La distribuzione dell’acqua sarà equamente divisa tra Milo ed Erice (96 l/s ciascuno).

 

 

 

 

Costi e tempistiche
Il progetto per il nuovo impianto di dissalazione di Trapani ha un costo complessivo di 21,3 milioni di euro, suddiviso tra:
Lavori di realizzazione dell’impianto (Lotto 1): 20,4 milioni di euro.
Spostamento dell’impianto di Porto Empedocle a Trapani (Lotto 3): 881.000 euro.
A questo si aggiungono opere accessorie, interventi ambientali, sicurezza e IVA.
I tempi previsti per la realizzazione della FASE 1 sono di 5 mesi dalla firma del contratto d’appalto. Tuttavia, considerando la complessità burocratica e i ritardi storici, rimane da vedere se queste tempistiche verranno rispettate. Sulla fase due non ci sono tempi certi.

 


20 milioni da Roma
«Dal governo nazionale arriveranno 20 milioni di euro per la fase di avvio dei dissalatori di Gela, Trapani e Porto Empedocle. È stata infatti accolta la nostra richiesta che permetterà di far partire i nuovi impianti con la massima efficienza e nei tempi previsti».

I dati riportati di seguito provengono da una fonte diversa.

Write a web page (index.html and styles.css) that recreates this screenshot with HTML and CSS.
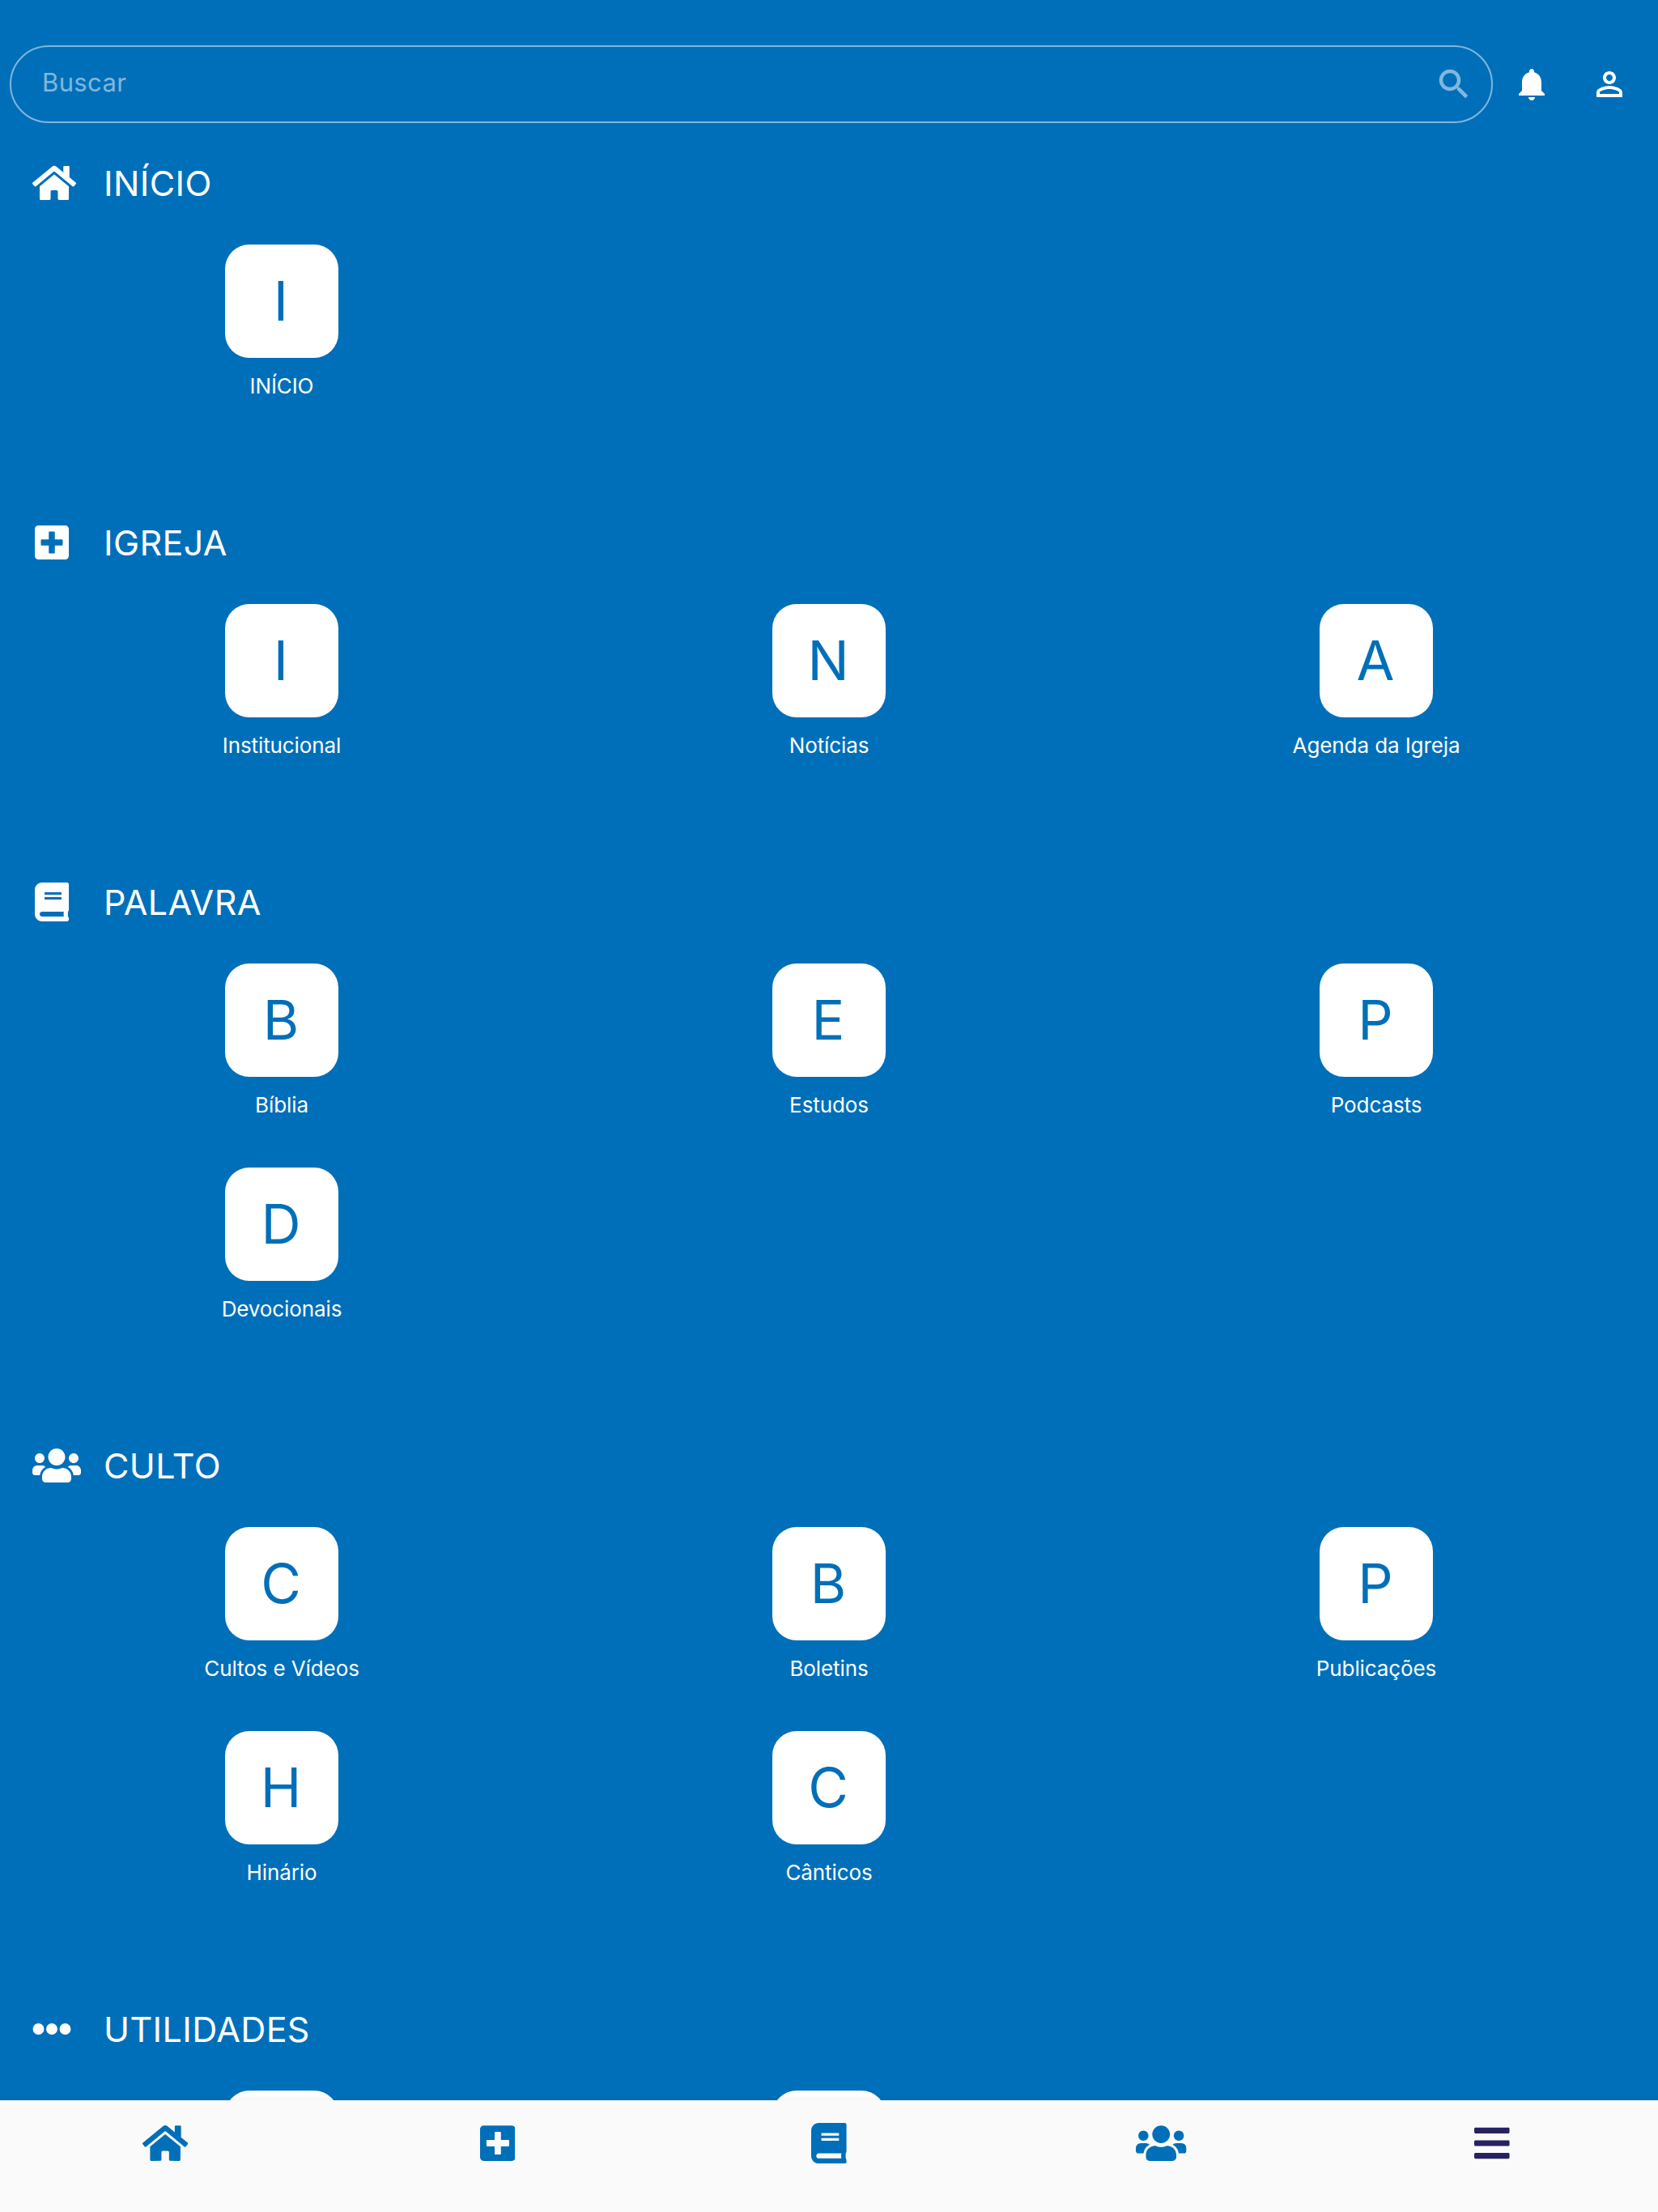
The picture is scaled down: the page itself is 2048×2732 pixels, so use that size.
FILE: index.html
```html
<!DOCTYPE html>
<html lang="pt-BR">
<head>
<meta charset="utf-8">
<title>Menu</title>
<link rel="stylesheet" href="styles.css">
</head>
<body>
<svg class="sprite" aria-hidden="true">
  <symbol id="home" viewBox="0 0 576 512"><path d="M280.37 148.26L96 300.11V464a16 16 0 0 0 16 16l112.06-.29a16 16 0 0 0 15.92-16V368a16 16 0 0 1 16-16h64a16 16 0 0 1 16 16v95.64a16 16 0 0 0 16 16.05L464 480a16 16 0 0 0 16-16V300L295.67 148.26a12.19 12.19 0 0 0-15.3 0zM571.6 251.47L488 182.56V44.05a12 12 0 0 0-12-12h-56a12 12 0 0 0-12 12v72.61L318.47 43a48 48 0 0 0-61 0L4.34 251.47a12 12 0 0 0-1.6 16.9l25.5 31A12 12 0 0 0 45.15 301l235.22-193.74a12.19 12.19 0 0 1 15.3 0L530.9 301a12 12 0 0 0 16.9-1.6l25.5-31a12 12 0 0 0-1.7-16.93z"/></symbol>
  <symbol id="plus" viewBox="0 0 448 512"><path fill-rule="evenodd" d="M400 32H48C21.500 32 0 53.500 0 80v352c0 26.500 21.500 48 48 48h352c26.500 0 48-21.500 48-48V80c0-26.500-21.500-48-48-48zm-32 252c0 6.600-5.400 12-12 12h-92v92c0 6.600-5.400 12-12 12h-56c-6.600 0-12-5.400-12-12v-92H92c-6.600 0-12-5.400-12-12v-56c0-6.600 5.400-12 12-12h92v-92c0-6.600 5.400-12 12-12h56c6.600 0 12 5.400 12 12v92h92c6.600 0 12 5.400 12 12v56z"/></symbol>
  <symbol id="book" viewBox="0 0 448 512"><path fill-rule="evenodd" d="M448 360V24c0-13.300-10.700-24-24-24H96C43 0 0 43 0 96v320c0 53 43 96 96 96h328c13.300 0 24-10.700 24-24v-16c0-7.500-3.500-14.300-8.900-18.700-4.200-15.400-4.200-59.300 0-74.700 5.400-4.300 8.900-11.100 8.900-18.600zM128 134c0-3.300 2.700-6 6-6h212c3.300 0 6 2.700 6 6v20c0 3.300-2.700 6-6 6H134c-3.300 0-6-2.700-6-6v-20zm0 64c0-3.300 2.700-6 6-6h212c3.300 0 6 2.700 6 6v20c0 3.300-2.700 6-6 6H134c-3.300 0-6-2.700-6-6v-20zm253.400 250H96c-17.700 0-32-14.300-32-32 0-17.600 14.400-32 32-32h285.400c-1.900 17.100-1.900 46.900 0 64z"/></symbol>
  <symbol id="users" viewBox="0 0 640 512"><path d="M96 224c35.300 0 64-28.700 64-64s-28.700-64-64-64-64 28.700-64 64 28.700 64 64 64zm448 0c35.300 0 64-28.700 64-64s-28.700-64-64-64-64 28.700-64 64 28.700 64 64 64zm32 32h-64c-17.600 0-33.500 7.100-45.100 18.600 40.300 22.100 68.900 62 75.100 109.400h66c17.700 0 32-14.300 32-32v-32c0-35.300-28.700-64-64-64zm-256 0c61.900 0 112-50.100 112-112S381.900 32 320 32 208 82.100 208 144s50.100 112 112 112zm76.800 32h-8.300c-20.800 10-43.900 16-68.500 16s-47.600-6-68.500-16h-8.300C179.600 288 128 339.600 128 403.200V432c0 26.500 21.500 48 48 48h288c26.500 0 48-21.500 48-48v-28.800c0-63.600-51.600-115.200-115.200-115.200zm-223.700-13.400C161.500 263.100 145.600 256 128 256H64c-35.300 0-64 28.700-64 64v32c0 17.700 14.300 32 32 32h65.900c6.300-47.400 34.900-87.300 75.200-109.400z"/></symbol>
  <symbol id="dots" viewBox="0 0 512 512"><circle cx="80" cy="256" r="74"/><circle cx="256" cy="256" r="74"/><circle cx="432" cy="256" r="74"/></symbol>
  <symbol id="bars" viewBox="0 0 448 512"><path d="M16 132h416c8.837 0 16-7.163 16-16V76c0-8.837-7.163-16-16-16H16C7.163 60 0 67.163 0 76v40c0 8.837 7.163 16 16 16zm0 160h416c8.837 0 16-7.163 16-16v-40c0-8.837-7.163-16-16-16H16c-8.837 0-16 7.163-16 16v40c0 8.837 7.163 16 16 16zm0 160h416c8.837 0 16-7.163 16-16v-40c0-8.837-7.163-16-16-16H16c-8.837 0-16 7.163-16 16v40c0 8.837 7.163 16 16 16z"/></symbol>
  <symbol id="search" viewBox="0 0 24 24"><path stroke="currentColor" stroke-width=".2" d="M15.500 14h-.79l-.28-.27C15.410 12.590 16 11.110 16 9.500 16 5.910 13.090 3 9.500 3S3 5.910 3 9.500 5.910 16 9.500 16c1.610 0 3.090-.59 4.230-1.570l.27.28v.79l5 4.990L20.490 19l-4.990-5zm-6 0C7.010 14 5 11.990 5 9.500S7.010 5 9.500 5 14 7.010 14 9.500 11.990 14 9.500 14z"/></symbol>
  <symbol id="bell" viewBox="0 0 24 24"><path d="M12 22c1.100 0 2-.9 2-2h-4c0 1.100.89 2 2 2zm6-6v-5c0-3.070-1.640-5.640-4.500-6.320V4c0-.83-.67-1.500-1.500-1.500s-1.500.67-1.500 1.500v.68C7.630 5.360 6 7.920 6 11v5l-2 2v1h16v-1l-2-2z"/></symbol>
  <symbol id="person" viewBox="0 0 24 24"><path d="M12 6c1.100 0 2 .9 2 2s-.9 2-2 2-2-.9-2-2 .9-2 2-2m0 9c2.970 0 6 1.360 6 2v1H6v-1c0-.64 3.030-2 6-2M12 4C9.790 4 8 5.790 8 8s1.790 4 4 4 4-1.790 4-4-1.790-4-4-4zm0 9c-2.670 0-8 1.340-8 4v3h16v-3c0-2.660-5.330-4-8-4z"/></symbol>
</svg>
<div class="app">
  <header class="header">
    <label class="search">
      <span class="search-text">Buscar</span>
      <svg class="icon-md"><use href="#search"/></svg>
    </label>
    <svg class="icon-md bell"><use href="#bell"/></svg>
    <svg class="icon-md person"><use href="#person"/></svg>
  </header>
  <main class="content">
    <section class="section">
      <h2 class="heading"><span class="slot"><svg class="fa home"><use href="#home"/></svg></span>INÍCIO</h2>
      <div class="grid">
        <a class="item"><span class="tile">I</span><span class="label">INÍCIO</span></a>
      </div>
    </section>
    <section class="section">
      <h2 class="heading"><span class="slot"><svg class="fa narrow"><use href="#plus"/></svg></span>IGREJA</h2>
      <div class="grid">
        <a class="item"><span class="tile">I</span><span class="label">Institucional</span></a>
        <a class="item"><span class="tile">N</span><span class="label">Notícias</span></a>
        <a class="item"><span class="tile">A</span><span class="label">Agenda da Igreja</span></a>
      </div>
    </section>
    <section class="section">
      <h2 class="heading"><span class="slot"><svg class="fa narrow"><use href="#book"/></svg></span>PALAVRA</h2>
      <div class="grid">
        <a class="item"><span class="tile">B</span><span class="label">Bíblia</span></a>
        <a class="item"><span class="tile">E</span><span class="label">Estudos</span></a>
        <a class="item"><span class="tile">P</span><span class="label">Podcasts</span></a>
        <a class="item"><span class="tile">D</span><span class="label">Devocionais</span></a>
      </div>
    </section>
    <section class="section">
      <h2 class="heading"><span class="slot"><svg class="fa users"><use href="#users"/></svg></span>CULTO</h2>
      <div class="grid">
        <a class="item"><span class="tile">C</span><span class="label">Cultos e Vídeos</span></a>
        <a class="item"><span class="tile">B</span><span class="label">Boletins</span></a>
        <a class="item"><span class="tile">P</span><span class="label">Publicações</span></a>
        <a class="item"><span class="tile">H</span><span class="label">Hinário</span></a>
        <a class="item"><span class="tile">C</span><span class="label">Cânticos</span></a>
      </div>
    </section>
    <section class="section">
      <h2 class="heading"><span class="slot"><svg class="fa"><use href="#dots"/></svg></span>UTILIDADES</h2>
      <div class="grid">
        <a class="item"><span class="tile"></span></a>
        <a class="item"><span class="tile"></span></a>
      </div>
    </section>
  </main>
  <nav class="tabs">
    <a class="tab"><svg class="tab-icon home"><use href="#home"/></svg></a>
    <a class="tab"><svg class="tab-icon"><use href="#plus"/></svg></a>
    <a class="tab"><svg class="tab-icon"><use href="#book"/></svg></a>
    <a class="tab"><svg class="tab-icon users"><use href="#users"/></svg></a>
    <a class="tab active"><svg class="tab-icon"><use href="#bars"/></svg></a>
  </nav>
</div>
</body>
</html>
```
FILE: styles.css
```css
* { box-sizing: border-box; }
body {
  margin: 0;
  background: #006fb9;
  color: #fff;
  font-family: Inter, "Liberation Sans", sans-serif;
}
svg { display: block; flex: none; fill: currentColor; }
.sprite { position: absolute; width: 0; height: 0; }
.app {
  display: flex;
  flex-direction: column;
  height: 2732px;
  overflow: hidden;
}
.header {
  display: flex;
  align-items: center;
  flex: none;
  height: 166px;
  padding: 42px 36px 0 12px;
}
.search {
  display: flex;
  align-items: center;
  justify-content: space-between;
  width: 1832px;
  height: 96px;
  padding: 0 22px 0 38px;
  border: 2px solid rgba(255, 255, 255, .5);
  border-radius: 48px;
  color: rgba(255, 255, 255, .5);
}
.search-text {
  padding-bottom: 4px;
  font-size: 31px;
  line-height: 40px;
  letter-spacing: .35px;
}
.icon-md { width: 48px; height: 48px; }
.bell { margin-left: 24px; }
.person { margin-left: 48px; }
.content {
  flex: 1;
  min-height: 0;
  overflow: hidden;
}
.section { padding-bottom: 56px; }
.heading {
  display: flex;
  align-items: center;
  height: 120px;
  margin: 0 0 16px;
  padding-left: 40px;
  font-size: 43px;
  font-weight: 400;
  letter-spacing: .4px;
}
.slot {
  display: flex;
  align-items: center;
  width: 88px;
}
.fa { width: 48px; height: 48px; }
.fa.home { width: 54px; }
.fa.narrow { width: 42px; margin-left: 3px; }
.fa.users { width: 60px; }
.grid {
  display: grid;
  grid-template-columns: repeat(3, 676px);
  grid-auto-rows: 252px;
  padding: 0 10px;
}
.item {
  display: flex;
  flex-direction: column;
  align-items: center;
}
.tile {
  width: 140px;
  height: 140px;
  padding-right: 2px;
  border-radius: 30px;
  background: #fff;
  color: #006fb9;
  font-size: 68px;
  line-height: 139px;
  text-align: center;
}
.label {
  margin-top: 18px;
  font-size: 26px;
  line-height: 34px;
  letter-spacing: -.1px;
}
.tabs {
  display: flex;
  flex: none;
  position: relative;
  height: 138px;
  padding-top: 28px;
  background: #fafafa;
  color: #006fb9;
  box-shadow: 0 0 10px rgba(0, 0, 0, .08);
}
.tab {
  display: flex;
  flex: 1;
  justify-content: center;
}
.tab-icon { width: 43.75px; height: 50px; }
.tab-icon.home { width: 56.25px; margin-right: 2px; }
.tab-icon.users { width: 62.5px; margin-left: 2px; }
.active { color: #262262; }
```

Ad annunciarlo il presidente della Regione Siciliana, Renato Schifani, dopo la presentazione di un emendamento da parte dei relatori al ddl di conversione del decreto-legge 31 dicembre 2024 n.208, attualmente in fase di esame congiunto da parte delle commissioni Bilancio e Ambiente della Camera dei deputati. Il provvedimento adottato alla fine dell’anno scorso prevede all’articolo 2 misure urgenti per l’adeguamento delle infrastrutture idriche in Sicilia.

«Queste somme aggiuntive – spiega Schifani – permetteranno di coprire i costi di avviamento e di gestione temporanea dei tre dissalatori nel primo anno di riattivazione.

Per quanto riguarda le altre risorse necessarie per i tre impianti di dissalazione, il governo Schifani ha già individuato 90 milioni all’interno dell’Accordo di coesione e 10 milioni a valere sul bilancio regionale. L'iter di realizzazione degli interventi in via d’urgenza è stato affidato, come chiesto dal presidente Schifani, al commissario Dell’Acqua per via dei poteri di deroga dei tempi conferiti dalla legge. La Cabina di regia regionale per l'emergenza idrica continuerà a monitorare l’andamento delle procedure per la realizzazione dei tre impianti.

 

Il gioco vale la candela?
E’ quello che si chiedono in molti, perchè le perplessità sono tante. Infatti il dissalatore non servirà direttamente la comunità trapanese, ma la gestione del tutto, anche della procedura dei lavori, è affidata a Siciliacque che gestirà la risorsa come meglio crede. Tra l’altro si parla di una produzione, in prima fase, di 96 metri cubi al secondo, meno di un terzo del fabbisogno dell’intera città di Trapani che non beneficerà dell’acqua dissalata, visto che ha i suoi pozzi. Ignoti, poi, i costi di gestione. C’è chi storce il naso anche per un altro motivo. In queste settimane si soffre per la situazione della diga Trinità, messa fuori esercizio perchè non sicura. L’acqua viene gettata in mare. Allora quello che molti si chiedono e se queste somme non sarebbero state più utili per mettere in sicurezza, in maniera celere, la diga, già in passato. Nel 2018, ad esempio, erano stati finanziati lavori di manutenzione dell’invaso per 3 milioni di euro. Ma i soldi sono andati persi, i lavori mai fatti, e la diga adesso non serve a nulla, con gli agricoltori imbestialiti. Altro aspetto sono i tempi. In teoria si tratta di un intervento tampone, ma questi, al di là degli annunci dei politici, difficilmente saranno conclusi e l’impianto operativo per la stagione estiva.
Nell’impianto di Trapani c’è una sedia a rotelle, come un invito ad assistere, da spettatori, al declino del dissalatore. Un monumento allo spreco, uno sfregio ad un territorio spesso preso in giro.